More electric cars in Danish municipal vehicle fleets

More than half of the Danish municipalities have electric vehicles on the roads, and even more electric cars are on the way, writes Danish daily newspaper Berlingske. The technology has reached a level that matches conventional cars and prices are reduced.

When the in-home helpers in the municipality of Skive drive out to citizens, they do so in battery-driven cars charged with wind and solar power. Just like the mini trucks that road-service employees in the municipality of Frederiksberg use to empty bins.

Frederiksberg and Skive are just two examples of a growing number of Danish municipalities focusing on electric vehicles to replace polluting diesel and petrol fuelled cars.

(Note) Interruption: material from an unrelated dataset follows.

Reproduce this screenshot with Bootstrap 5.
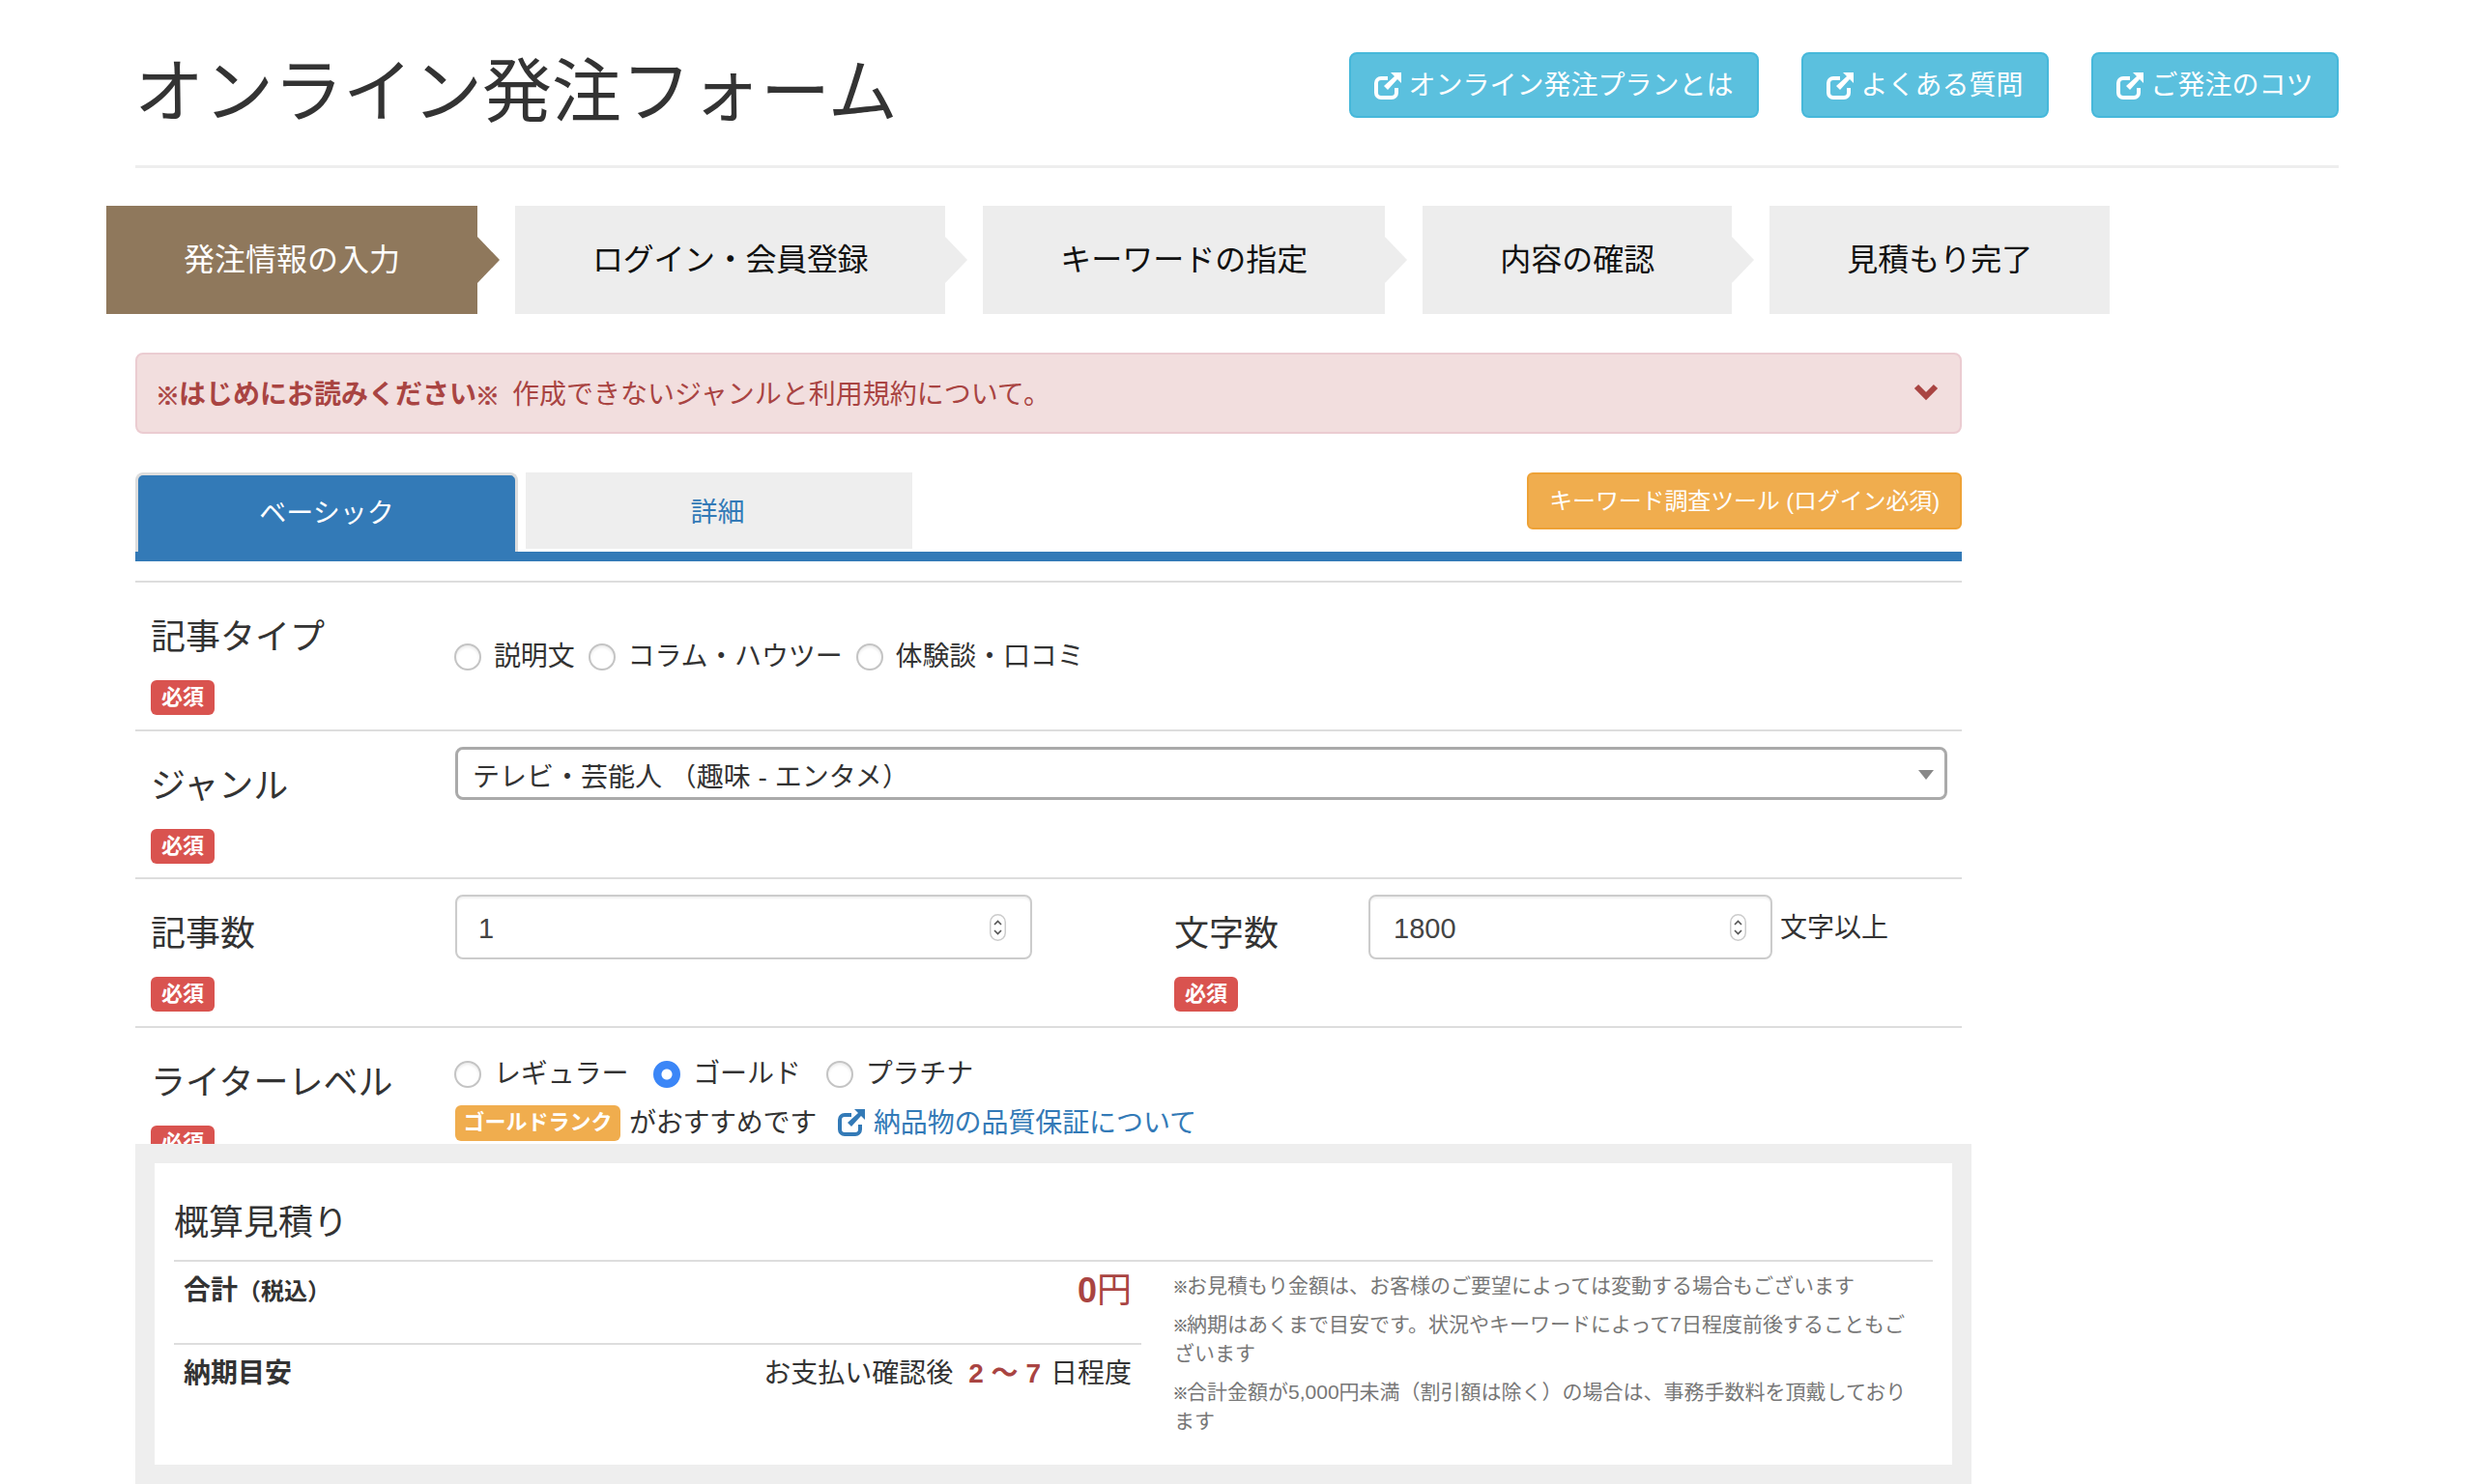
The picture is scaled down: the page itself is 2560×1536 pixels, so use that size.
<!DOCTYPE html>
<html lang="ja">
<head>
<meta charset="utf-8">
<title>オンライン発注フォーム</title>
<link rel="stylesheet" href="https://cdn.jsdelivr.net/npm/bootstrap@5.3.0/dist/css/bootstrap.min.css">
<style>
html,body{margin:0;background:#fff;}
body{font-family:"Liberation Sans","Noto Sans CJK JP",sans-serif;font-size:28px;color:#333;line-height:40px;overflow:hidden;height:1536px;}
.topzone{height:1184px;overflow:hidden;}
.wrapx{margin-left:140px;width:2280px;}
.headbar{height:174px;border-bottom:3px solid #eee;}
.ttl{font-size:72px;font-weight:400;line-height:80px;margin:49px 0 0 -1px;color:#333;letter-spacing:0;font-family:"Noto Sans CJK JP",sans-serif;}
.hbtns{margin-top:54px;gap:44px;}
.infobtn{background:#5bc0de;border:2px solid #46b8da;border-radius:8px;color:#fff;font-size:28px;height:68px;padding:2px 24.5px 0;gap:7px;line-height:1;}
.infobtn:hover{background:#5bc0de;color:#fff;border-color:#46b8da;}
.ico{width:28px;height:28px;flex:none;}
.steps{margin:39px 0 0 -30px;gap:39px;height:112px;list-style:none;padding:0;}
.stp{position:relative;background:#ededed;color:#111;font-size:32px;height:112px;padding:0 80px;line-height:1;white-space:nowrap;}
.stp.tight{letter-spacing:-.3px;}
.stp:not(:last-child)::after{content:"";position:absolute;left:100%;top:32px;border-top:24px solid transparent;border-bottom:24px solid transparent;border-left:23px solid #ededed;}
.stp.on{background:#8f785c;color:#fff;}
.stp.on::after{border-left-color:#8f785c;}
.maincol{width:1890px;}
.notice{margin:40px 0 0;height:84px;padding:4px 22px 0 20px;background:#f2dede;border:2px solid #ebccd1;border-radius:8px;color:#a94442;line-height:1;}
.notice b{font-weight:700;margin-right:14px;white-space:nowrap;}
.notice svg{margin-top:-6px;}
.kome{font-family:"Noto Sans CJK JP",sans-serif;font-size:25px;line-height:0;margin:0 -1px;vertical-align:-1px;-webkit-text-stroke:.7px currentColor;}
.estn .kome{font-size:16px;font-weight:700;margin:0 -1.5px;vertical-align:0;-webkit-text-stroke:.3px currentColor;color:#666;}
.tabbar{margin-top:40px;height:92px;border-bottom:10px solid #337ab7;position:relative;}
.tabbar .nav-item{margin-right:8px;}
.tabbar .nav-link{display:flex;align-items:center;justify-content:center;font-size:28px;line-height:1;border-radius:0;}
.tb1 .nav-link{width:396px;height:82px;background:#337ab7;color:#fff;border:3px solid #ddd;border-bottom:0;border-radius:8px 8px 0 0;}
.tb2 .nav-link{width:400px;height:79px;background:#eee;color:#337ab7;padding:5px 3px 0 0;}
.kwbtn{margin-left:auto;height:59px;background:#f0ad4e;border:2px solid #eea236;border-radius:6px;color:#fff;font-size:24px;padding:0 21px;line-height:1;letter-spacing:-.15px;}
.kwbtn:hover{background:#f0ad4e;color:#fff;border-color:#eea236;}
.fldrow{border-top:2px solid #ddd;height:153.5px;}
.fldrow.first{margin-top:20px;}
.fldhead{width:331px;padding-left:16px;flex:none;}
.fldname{font-size:36px;line-height:36px;margin-top:39px;color:#333;}
.req{display:inline-flex;align-items:center;justify-content:center;width:66px;height:36px;background:#d9534f;color:#fff;font-size:22px;font-weight:700;border-radius:6px;margin-top:26px;line-height:1;}
.fldbody{flex:1;min-width:0;}
.radset{height:28px;line-height:28px;color:#333;margin:63px 0 0 -1px;letter-spacing:-.15px;}
.radset.low{margin-top:34px;}
.rdo{width:28px;height:28px;margin:0 13px 0 0;border:2px solid #c4c4c4;box-shadow:inset 0 2px 3px rgba(0,0,0,.08);flex:none;}
.rdo:checked{background-color:#3b86f7;border-color:#3b86f7;background-image:radial-gradient(circle,#fff 0,#fff 5px,transparent 6px);box-shadow:none;}
.rdo:focus{box-shadow:none;}
.opt{margin-right:14px;white-space:nowrap;}
.opt.wide{margin-right:26px;}
.picker{width:1544px;height:55px;margin-top:16px;border:3px solid #aaa;border-radius:8px;font-size:28px;line-height:1;padding:9px 0 0 15px;color:#333;font-family:inherit;background-image:url("data:image/svg+xml,%3Csvg xmlns='http://www.w3.org/2000/svg' width='16' height='12'%3E%3Cpath d='M0 1h16L8 11z' fill='%23888'/%3E%3C/svg%3E");background-size:16px 12px;background-position:right 11px top 20px;}
.numbox{height:67px;margin-top:16px;border:2px solid #ccc;border-radius:8px;background:#fff;padding:0 25px 0 24px;box-shadow:inset 0 2px 2px rgba(0,0,0,.06);}
.numbox input{border:0;outline:0;flex:1;min-width:0;font-size:29px;color:#444;background:transparent;padding:3px 0 0;font-family:inherit;}
.nb1{width:597px;padding-left:22px;}
.nb2{width:418px;}
.stepper{width:17px;height:28px;flex:none;}
.f2head{width:201px;margin-left:147px;flex:none;padding-left:0;}
.unit{margin:16px 0 0 8px;line-height:70px;}
.goldtag{display:inline-flex;align-items:center;justify-content:center;width:171px;height:37px;background:#f0ad4e;color:#fff;font-size:22px;font-weight:700;border-radius:6px;line-height:1;margin-right:9px;letter-spacing:0;}
.reco{margin-top:18px;line-height:37px;white-space:nowrap;letter-spacing:-.3px;}
.alnk{color:#337ab7;text-decoration:none;margin-left:22px;gap:9px;letter-spacing:-.1px;}
.estbar{margin-left:140px;width:1900px;height:352px;background:#eee;padding:20px;}
.estin{background:#fff;height:312px;padding:0 20px 0 20px;}
.esttitle{font-size:36px;line-height:36px;font-weight:400;margin:0;padding:44px 0 20px;border-bottom:2px solid #ddd;color:#333;}
.estl{width:1001px;flex:none;}
.estrow{padding:10px 10px 0;height:84px;}
.estrow+.estrow{border-top:2px solid #ddd;}
.estrow b{font-weight:700;}
.taxn{font-size:24px;font-weight:700;}
.sum0{font-size:36px;color:#a94442;line-height:40px;}
.redn{color:#a94442;font-weight:700;margin:0 10px 0 16px;}
.estn{margin-left:34px;width:770px;padding-top:10px;font-size:21px;line-height:30px;color:#777;}
.estn p{margin:0 0 10px;}
</style>
</head>
<body>
<div class="topzone">
<div class="wrapx">
  <header class="headbar d-flex justify-content-between align-items-start">
    <h1 class="ttl">オンライン発注フォーム</h1>
    <div class="hbtns d-flex">
      <a class="btn infobtn d-flex align-items-center" href="#"><svg class="ico" viewBox="0 0 28 28"><path d="M14 6H7a5 5 0 0 0-5 5v10a5 5 0 0 0 5 5h11a5 5 0 0 0 5-5v-5" fill="none" stroke="#fff" stroke-width="4"/><path d="M17 0H28V11L24 7 14 18 10 14 21 4Z" fill="#fff"/></svg>オンライン発注プランとは</a>
      <a class="btn infobtn d-flex align-items-center" href="#"><svg class="ico" viewBox="0 0 28 28"><path d="M14 6H7a5 5 0 0 0-5 5v10a5 5 0 0 0 5 5h11a5 5 0 0 0 5-5v-5" fill="none" stroke="#fff" stroke-width="4"/><path d="M17 0H28V11L24 7 14 18 10 14 21 4Z" fill="#fff"/></svg>よくある質問</a>
      <a class="btn infobtn d-flex align-items-center" href="#"><svg class="ico" viewBox="0 0 28 28"><path d="M14 6H7a5 5 0 0 0-5 5v10a5 5 0 0 0 5 5h11a5 5 0 0 0 5-5v-5" fill="none" stroke="#fff" stroke-width="4"/><path d="M17 0H28V11L24 7 14 18 10 14 21 4Z" fill="#fff"/></svg>ご発注のコツ</a>
    </div>
  </header>
  <ol class="steps d-flex">
    <li class="stp on d-flex align-items-center">発注情報の入力</li>
    <li class="stp tight d-flex align-items-center">ログイン・会員登録</li>
    <li class="stp d-flex align-items-center">キーワードの指定</li>
    <li class="stp d-flex align-items-center">内容の確認</li>
    <li class="stp d-flex align-items-center">見積もり完了</li>
  </ol>
  <div class="maincol">
    <div class="notice d-flex align-items-center"><b><span class="kome">※</span>はじめにお読みください<span class="kome">※</span></b><span>作成できないジャンルと利用規約について。</span>
      <svg class="ms-auto" width="26" height="18" viewBox="0 0 26 18"><path d="M3 3L13 13 23 3" fill="none" stroke="#a94442" stroke-width="6"/></svg></div>
    <ul class="nav tabbar align-items-start">
      <li class="nav-item tb1"><a class="nav-link" href="#">ベーシック</a></li>
      <li class="nav-item tb2"><a class="nav-link" href="#">詳細</a></li>
      <li class="ms-auto"><a class="btn kwbtn d-flex align-items-center" href="#">キーワード調査ツール (ログイン必須)</a></li>
    </ul>
    <div class="fldrow first d-flex">
      <div class="fldhead"><div class="fldname">記事タイプ</div><span class="req">必須</span></div>
      <div class="fldbody"><div class="radset d-flex align-items-center">
        <input class="form-check-input rdo" type="radio" name="a"><span class="opt">説明文</span>
        <input class="form-check-input rdo" type="radio" name="a"><span class="opt">コラム・ハウツー</span>
        <input class="form-check-input rdo" type="radio" name="a"><span class="opt">体験談・口コミ</span>
      </div></div>
    </div>
    <div class="fldrow d-flex">
      <div class="fldhead"><div class="fldname">ジャンル</div><span class="req">必須</span></div>
      <div class="fldbody"><select class="form-select picker"><option>テレビ・芸能人 （趣味 - エンタメ）</option></select></div>
    </div>
    <div class="fldrow d-flex">
      <div class="fldhead"><div class="fldname">記事数</div><span class="req">必須</span></div>
      <div class="numbox nb1 d-flex align-items-center"><input type="text" value="1" aria-label="記事数"><svg class="stepper" viewBox="0 0 17 28"><rect x=".75" y=".75" width="15.5" height="26.5" rx="7.7" fill="#fff" stroke="#ccc" stroke-width="1.5"/><path d="M5 11l3.5-3.5L12 11M5 17l3.5 3.5L12 17" fill="none" stroke="#555" stroke-width="1.6"/></svg></div>
      <div class="f2head"><div class="fldname">文字数</div><span class="req">必須</span></div>
      <div class="numbox nb2 d-flex align-items-center"><input type="text" value="1800" aria-label="文字数"><svg class="stepper" viewBox="0 0 17 28"><rect x=".75" y=".75" width="15.5" height="26.5" rx="7.7" fill="#fff" stroke="#ccc" stroke-width="1.5"/><path d="M5 11l3.5-3.5L12 11M5 17l3.5 3.5L12 17" fill="none" stroke="#555" stroke-width="1.6"/></svg></div>
      <div class="unit">文字以上</div>
    </div>
    <div class="fldrow d-flex">
      <div class="fldhead"><div class="fldname">ライターレベル</div><span class="req">必須</span></div>
      <div class="fldbody">
        <div class="radset low d-flex align-items-center">
          <input class="form-check-input rdo" type="radio" name="b"><span class="opt wide">レギュラー</span>
          <input class="form-check-input rdo" type="radio" name="b" checked><span class="opt wide">ゴールド</span>
          <input class="form-check-input rdo" type="radio" name="b"><span class="opt">プラチナ</span>
        </div>
        <div class="reco d-flex align-items-center"><span class="goldtag">ゴールドランク</span>がおすすめです<a class="alnk d-inline-flex align-items-center" href="#"><svg class="ico" viewBox="0 0 28 28"><path d="M14 6H7a5 5 0 0 0-5 5v10a5 5 0 0 0 5 5h11a5 5 0 0 0 5-5v-5" fill="none" stroke="#337ab7" stroke-width="4"/><path d="M17 0H28V11L24 7 14 18 10 14 21 4Z" fill="#337ab7" stroke="none"/></svg>納品物の品質保証について</a></div>
      </div>
    </div>
  </div>
</div>
</div>
<section class="estbar">
  <div class="estin">
    <h2 class="esttitle">概算見積り</h2>
    <div class="d-flex">
      <div class="estl">
        <div class="estrow d-flex justify-content-between align-items-start"><span><b>合計</b><span class="taxn">（税込）</span></span><span class="sum0"><b>0</b>円</span></div>
        <div class="estrow d-flex justify-content-between align-items-start"><b>納期目安</b><span>お支払い確認後<span class="redn">2 〜 7</span>日程度</span></div>
      </div>
      <div class="estn">
        <p><span class="kome">※</span>お見積もり金額は、お客様のご要望によっては変動する場合もございます</p>
        <p><span class="kome">※</span>納期はあくまで目安です。状況やキーワードによって7日程度前後することもございます</p>
        <p><span class="kome">※</span>合計金額が5,000円未満（割引額は除く）の場合は、事務手数料を頂戴しております</p>
      </div>
    </div>
  </div>
</section>
<script src="https://cdn.jsdelivr.net/npm/bootstrap@5.3.0/dist/js/bootstrap.bundle.min.js"></script>
</body>
</html>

A new study performed by Berlingske Research shows that just over half of the municipalities have electric vehicles in their fleet. Moreover, almost 50 per cent have plans for more electric cars on the roads in 2013.

This is good news, says the Danish Energy Agency, which is dedicated to promote electric traffic in Denmark. So far, electric cars are in minority, especially among private car owners, but local efforts can pave the way for more environmentally friendly car traffic, says special consultant Michael Rask.

- For the private consumer the purchase cost is crucial, and electric cars are still more expensive than conventional cars. But electric cars are cheaper to operate and owners of large fleets, such as municipalities, recognize this advantage in their calculations, he explains.

- Previously, electrical cars were converted conventional cars. Now, for more than one year, we have tested factory-built electric cars and they are robust and reliable. Prices are also approaching the level of conventional cars, says Michael Rask.